Furthermore, consider that, in the Americas and Europe, Middle East and Africa, Otis generates around two-thirds of its revenue from service, but only 44% from service in China. It's obvious that the key to growth potential is expanding new equipment sales in China in order to generate service revenue down the line. 

Otis and KONE revenue share by region.

Data source: Company presentations.

Growing service revenue

In addition to driving future service growth in China via selling new equipment into the market, Otis also has an opportunity to increase service growth (in China and elsewhere) by grabbing market share in a highly fragmented service industry. Otis is trying to differentiate itself from the competition by using Internet of Things (IoT)-based solutions such as remote monitoring through web-enabled devices embedded in elevators. In this way, Otis can predict when an elevator needs servicing and respond immediately.

In addition, Otis's technicians are being armed with productivity tools such as mobile devices with applications, so its technicians can immediately identify the issue with the elevator and start to order repair parts for it through the app. As such, Otis should be able to grab market share from the myriad independent service providers it competes with.

What about the coronavirus pandemic?

While the long-term opportunities look good, the reality is that the COVID-19 pandemic has negatively affected the industrial company's prospects in the near term.
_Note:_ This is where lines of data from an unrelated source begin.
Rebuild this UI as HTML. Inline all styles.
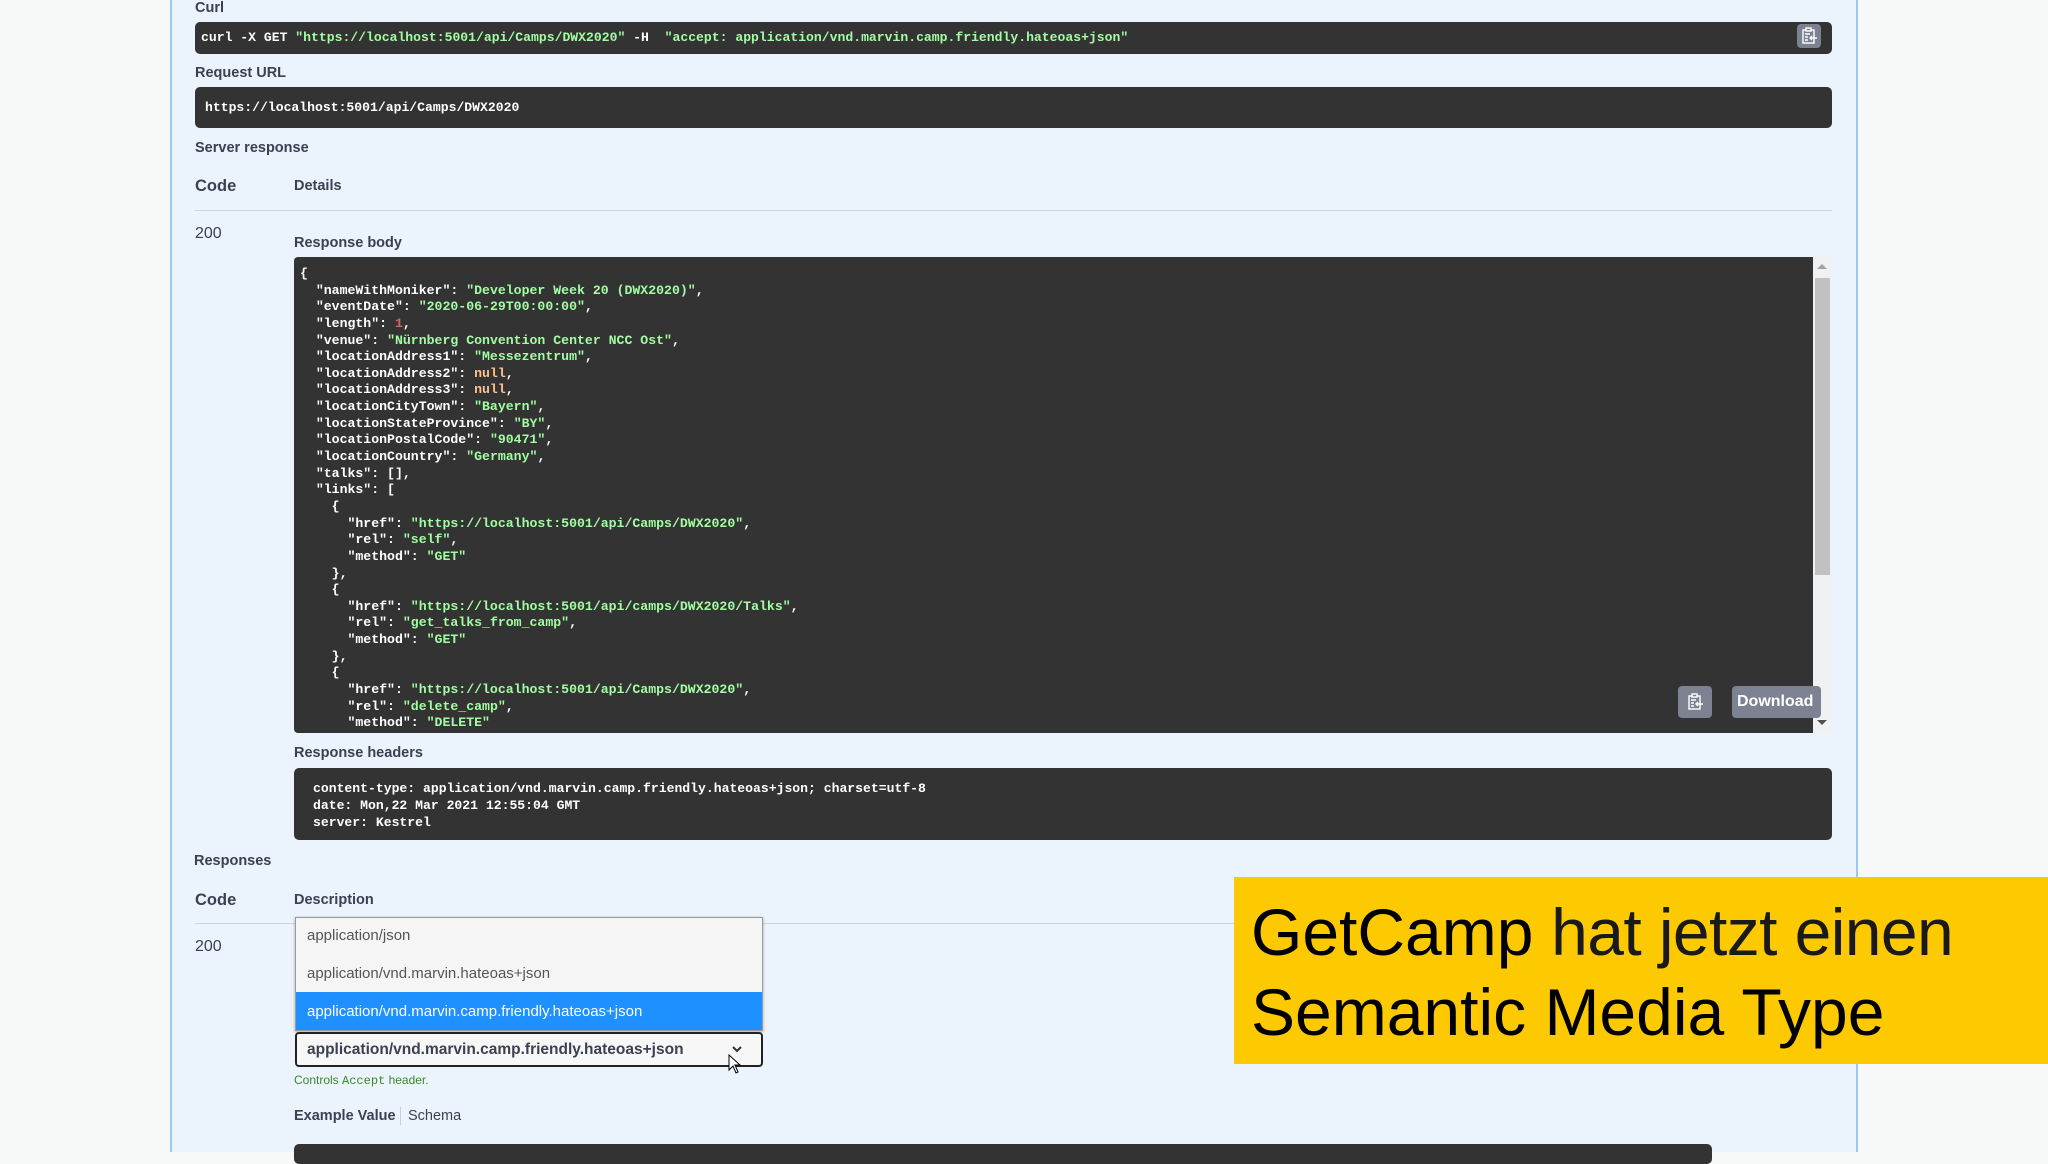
<!DOCTYPE html>
<html><head><meta charset="utf-8"><style>
*{margin:0;padding:0;box-sizing:border-box}
body{width:2048px;height:1152px;overflow:hidden;background:#f7f9f9;position:relative;font-family:"Liberation Sans",sans-serif;color:#3b4151}
.panel{position:absolute;left:170px;top:0;width:1688px;height:1152px;background:#ebf3fc;border-left:2px solid #9cc7ef;border-right:2px solid #9cc7ef}
.a{position:absolute;white-space:pre}
.lbl{font-size:15px;font-weight:bold;color:#3b4151}
.dark{position:absolute;background:#333;border-radius:5px}
.mono{font-family:"Liberation Mono",monospace;font-size:13.1px;font-weight:bold;color:#fff}
.s{color:#a2fca2}.n{color:#fcc28c}.r{color:#d36363}
pre{font-family:"Liberation Mono",monospace;font-size:13.2px;font-weight:bold;color:#fff;line-height:16.64px}
.hr{position:absolute;height:1px;background:#cfd5dc}
.btn{position:absolute;background:#7d8293;border-radius:4px}
</style></head><body>
<div class="panel"></div>

<div class="a lbl" style="left:195px;top:0px;font-size:14.5px">Curl</div>
<div class="dark" style="left:195px;top:22px;width:1637px;height:32px"></div>
<div class="a mono" style="left:201px;top:30px">curl -X GET <span class="s">"https://localhost:5001/api/Camps/DWX2020"</span> -H  <span class="s">"accept: application/vnd.marvin.camp.friendly.hateoas+json"</span></div>
<div class="btn" style="left:1797px;top:24px;width:24px;height:24px"></div>
<svg class="a" style="left:1797px;top:24px" width="24" height="24" viewBox="0 0 24 24" fill="none" stroke="#fff" stroke-width="1.4"><rect x="6" y="6" width="11" height="13"/><rect x="9" y="4" width="5" height="3" fill="#7d8293"/><path d="M8 10h5M8 13h3M8 16h3M20 14h-7M15 12l-2 2 2 2"/></svg>

<div class="a lbl" style="left:195px;top:65px;font-size:14.5px">Request URL</div>
<div class="dark" style="left:195px;top:87px;width:1637px;height:41px"></div>
<div class="a mono" style="left:205px;top:100px">https://localhost:5001/api/Camps/DWX2020</div>

<div class="a lbl" style="left:195px;top:140px;font-size:14.5px">Server response</div>
<div class="a lbl" style="left:195px;top:177px;font-size:16.5px">Code</div>
<div class="a lbl" style="left:294px;top:178px;font-size:14.5px">Details</div>
<div class="hr" style="left:195px;top:210px;width:1637px"></div>
<div class="a" style="left:195px;top:225px;font-size:16px">200</div>
<div class="a lbl" style="left:294px;top:235px;font-size:14.5px">Response body</div>

<div style="position:absolute;left:294px;top:257px;width:1519px;height:476px;background:#333;border-radius:4px 0 0 4px;overflow:hidden">
<pre style="position:absolute;left:6px;top:9px">{
  "nameWithMoniker": <span class="s">"Developer Week 20 (DWX2020)"</span>,
  "eventDate": <span class="s">"2020-06-29T00:00:00"</span>,
  "length": <span class="r">1</span>,
  "venue": <span class="s">"Nürnberg Convention Center NCC Ost"</span>,
  "locationAddress1": <span class="s">"Messezentrum"</span>,
  "locationAddress2": <span class="n">null</span>,
  "locationAddress3": <span class="n">null</span>,
  "locationCityTown": <span class="s">"Bayern"</span>,
  "locationStateProvince": <span class="s">"BY"</span>,
  "locationPostalCode": <span class="s">"90471"</span>,
  "locationCountry": <span class="s">"Germany"</span>,
  "talks": [],
  "links": [
    {
      "href": <span class="s">"https://localhost:5001/api/Camps/DWX2020"</span>,
      "rel": <span class="s">"self"</span>,
      "method": <span class="s">"GET"</span>
    },
    {
      "href": <span class="s">"https://localhost:5001/api/camps/DWX2020/Talks"</span>,
      "rel": <span class="s">"get_talks_from_camp"</span>,
      "method": <span class="s">"GET"</span>
    },
    {
      "href": <span class="s">"https://localhost:5001/api/Camps/DWX2020"</span>,
      "rel": <span class="s">"delete_camp"</span>,
      "method": <span class="s">"DELETE"</span></pre>
</div>
<div class="a" style="left:1813px;top:257px;width:19px;height:476px;background:#f0f1f2"></div>
<div class="a" style="left:1815px;top:278px;width:15px;height:297px;background:#c1c1c1"></div>
<div class="a" style="left:1817px;top:264px;width:0;height:0;border-left:5px solid transparent;border-right:5px solid transparent;border-bottom:5px solid #a3a3a3"></div>
<div class="a" style="left:1817px;top:720px;width:0;height:0;border-left:5px solid transparent;border-right:5px solid transparent;border-top:5px solid #505050"></div>

<div class="btn" style="left:1678px;top:686px;width:34px;height:32px"></div>
<svg class="a" style="left:1683px;top:690px" width="24" height="24" viewBox="0 0 24 24" fill="none" stroke="#fff" stroke-width="1.4"><rect x="6" y="6" width="11" height="13"/><rect x="9" y="4" width="5" height="3" fill="#7d8293"/><path d="M8 10h5M8 13h3M8 16h3M20 14h-7M15 12l-2 2 2 2"/></svg>
<div class="btn" style="left:1732px;top:686px;width:89px;height:32px"></div>
<div class="a" style="left:1737px;top:693px;font-size:16px;font-weight:bold;color:#fff">Download</div>

<div class="a lbl" style="left:294px;top:745px;font-size:14.5px">Response headers</div>
<div class="dark" style="left:294px;top:768px;width:1538px;height:72px"></div>
<pre style="position:absolute;left:313px;top:780px;line-height:17px;font-size:13.1px">content-type: application/vnd.marvin.camp.friendly.hateoas+json; charset=utf-8
date: Mon,22 Mar 2021 12:55:04 GMT
server: Kestrel</pre>

<div class="a lbl" style="left:194px;top:853px;font-size:14.5px">Responses</div>
<div class="a lbl" style="left:195px;top:891px;font-size:16.5px">Code</div>
<div class="a lbl" style="left:294px;top:892px;font-size:14.5px">Description</div>
<div class="hr" style="left:195px;top:923px;width:1637px"></div>
<div class="a" style="left:195px;top:938px;font-size:16px">200</div>

<div class="a" style="left:295px;top:917px;width:468px;height:114px;background:#f5f5f5;border:1px solid #9a9a9a;box-shadow:0 1px 3px rgba(0,0,0,.3)"></div>
<div class="a" style="left:307px;top:927px;font-size:15px;color:#555">application/json</div>
<div class="a" style="left:307px;top:965px;font-size:15px;color:#555">application/vnd.marvin.hateoas+json</div>
<div class="a" style="left:296px;top:992px;width:466px;height:38px;background:#1e90ff"></div>
<div class="a" style="left:307px;top:1003px;font-size:15px;color:#fff">application/vnd.marvin.camp.friendly.hateoas+json</div>

<div class="a" style="left:295px;top:1032px;width:468px;height:35px;background:#f7f7f7;border:2px solid #222;border-radius:4px"></div>
<div class="a" style="left:307px;top:1041px;font-size:15.5px;font-weight:bold;color:#3b4151">application/vnd.marvin.camp.friendly.hateoas+json</div>
<svg class="a" style="left:730px;top:1044px" width="14" height="10" viewBox="0 0 14 10"><path d="M3 3l4 4 4-4" stroke="#333" stroke-width="2" fill="none"/></svg>
<svg class="a" style="left:728px;top:1054px" width="14" height="22" viewBox="0 0 14 22"><path d="M1 1v15l4-4 3 7 2-1-3-7h5z" fill="#fff" stroke="#000" stroke-width="1"/></svg>

<div class="a" style="left:294px;top:1073px;font-size:12px;color:#3a8a2a">Controls <span style="font-family:'Liberation Mono',monospace">Accept</span> header.</div>
<div class="a" style="left:294px;top:1108px;font-size:14.5px;font-weight:bold;color:#3b4151">Example Value</div>
<div class="a" style="left:400px;top:1107px;width:1px;height:18px;background:#ccc"></div>
<div class="a" style="left:408px;top:1108px;font-size:14.5px;color:#3b4151">Schema</div>
<div class="dark" style="left:294px;top:1144px;width:1418px;height:20px"></div>

<div class="a" style="left:1234px;top:877px;width:814px;height:187px;background:#fdc900"></div>
<div class="a" style="left:1251px;top:892px;font-size:66px;color:#000;line-height:80px;letter-spacing:0px">GetCamp<span style="font-weight:normal;letter-spacing:-0.6px;color:#1a1a1a"> hat jetzt einen</span>
Semantic Media Type</div>
</body></html>
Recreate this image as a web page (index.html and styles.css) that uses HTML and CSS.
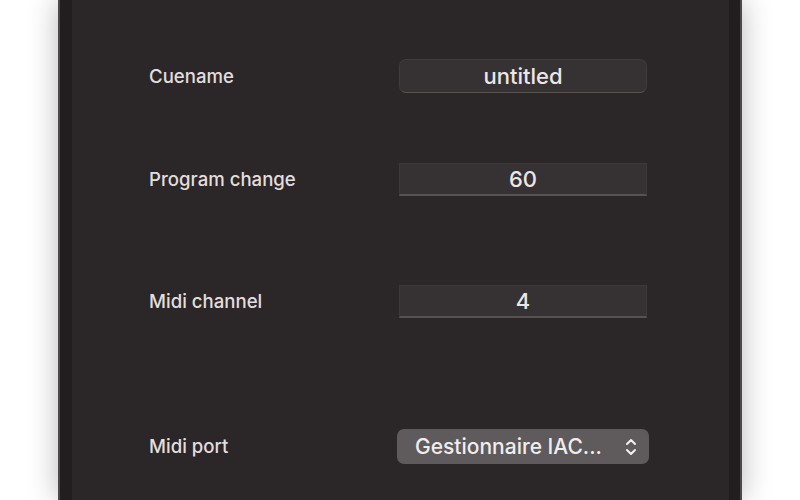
FILE: index.html
```html
<!DOCTYPE html>
<html>
<head>
<meta charset="utf-8">
<link rel="stylesheet" href="styles.css">
</head>
<body>
<div class="window">
  <div class="frame">
    <div class="panel">
      <div class="row row-1">
        <div class="label">Cuename</div>
        <div class="field field-round">untitled</div>
      </div>
      <div class="row row-2">
        <div class="label">Program change</div>
        <div class="field field-square">60</div>
      </div>
      <div class="row row-3">
        <div class="label">Midi channel</div>
        <div class="field field-square">4</div>
      </div>
      <div class="row row-4">
        <div class="label">Midi port</div>
        <div class="popup">
          <span class="popup-text">Gestionnaire IAC...</span>
          <svg class="chevrons" width="12" height="20" viewBox="0 0 12 20">
            <path d="M2 7 L6 3 L10 7" fill="none" stroke="#f2eff0" stroke-width="2" stroke-linecap="round" stroke-linejoin="round"/>
            <path d="M2 13 L6 17 L10 13" fill="none" stroke="#f2eff0" stroke-width="2" stroke-linecap="round" stroke-linejoin="round"/>
          </svg>
        </div>
      </div>
    </div>
  </div>
</div>
</body>
</html>
```

FILE: styles.css
```css
html, body {
  margin: 0;
  padding: 0;
  background: #ffffff;
  height: 500px;
  overflow: hidden;
}

body {
  font-family: Inter, "Noto Sans", "Liberation Sans", sans-serif;
}

.window {
  margin-left: 58px;
  width: 684px;
  height: 500px;
  box-sizing: border-box;
  border-left: 2px solid #4b494a;
  border-right: 2px solid #4b494a;
  box-shadow: 0 0 28px rgba(0, 0, 0, 0.28);
}

.frame {
  height: 100%;
  box-sizing: border-box;
  padding: 0 11px 0 12px;
  background: #221e20;
}

.panel {
  height: 100%;
  background: #2b2628;
  padding-left: 77px;
  padding-top: 59px;
  box-sizing: border-box;
  display: flex;
  flex-direction: column;
}

.row {
  display: flex;
  align-items: center;
}

.row-2 { margin-top: 70px; }
.row-3 { margin-top: 89px; }
.row-4 { margin-top: 111px; }

.label {
  width: 250px;
  color: #e2dedf;
  font-size: 18.6px;
  font-weight: 500;
  margin-top: -1px;
}

.field {
  width: 248px;
  box-sizing: border-box;
  background: #363132;
  color: #ebe7e8;
  font-size: 22px;
  font-weight: 500;
  text-align: center;
}

.field-round {
  height: 34px;
  line-height: 32px;
  border-radius: 7px;
  border: 1px solid #403b3d;
  border-bottom-color: #58534f;
}

.field-square {
  height: 33px;
  line-height: 31px;
  border-top: 1px solid #3d393a;
  border-left: 1px solid #3d393a;
  border-right: 1px solid #3d393a;
  border-bottom: 2px solid #575353;
}

.popup {
  margin-left: -2px;
  width: 252px;
  height: 35px;
  box-sizing: border-box;
  background: #5f5a5b;
  border-radius: 7px;
  display: flex;
  align-items: center;
  padding-left: 18px;
  padding-right: 12px;
  color: #f0edee;
  font-size: 21px;
  font-weight: 500;
}

.popup-text {
  flex: 1;
  margin-top: -1px;
}

.chevrons {
  display: block;
}
```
The best way to see this is by looking at the change in management's full-year 2020 outlook given in the recent first-quarter earnings presentations.

As you can see below, there's been a pretty dramatic swing in sales expectations, and the adjusted operating profit has swung from a most optimistic scenario of being up $90 million to the most pessimistic scenario of being down $175 million -- compared to adjusted operating profit of $1.87 billion in 2019.

Otis Metric

Outlook at Q1

Previous Outlook

Organic sales growth

(7%) to (3%)

2% to 3%

Adjusted operating profit growth in constant currency

Down $175 million to $25 million

Up $60 million to $90 million

Free cash flow*

$975 million

$1.05 billion

Data source: Otis presentations.*mid-point of ranges. 

In common with many other industrial companies, Otis sees a bottom forming in the second quarter with a gradual recovery to come as Europe and the U.S. follow China in opening up the economy.

Is Otis a buy?

On the plus side, management affirmed during the earnings call that the new equipment market was recovering in China in the second quarter. In addition, the estimate for free cash flow in 2020 puts the stock on 23 times free cash flow for 2020. That's not a bad valuation for a stock in a highly unusual trough year.

The key question is what the global construction market -- non-single family home residential buildings make up half of Otis's revenue -- will look like in a few years time. Investors also need to consider any possible ramifications for Otis given an escalation in the trade conflict. In this context, Otis is probably fairly valued right now, and that won't make it a buy for most investors.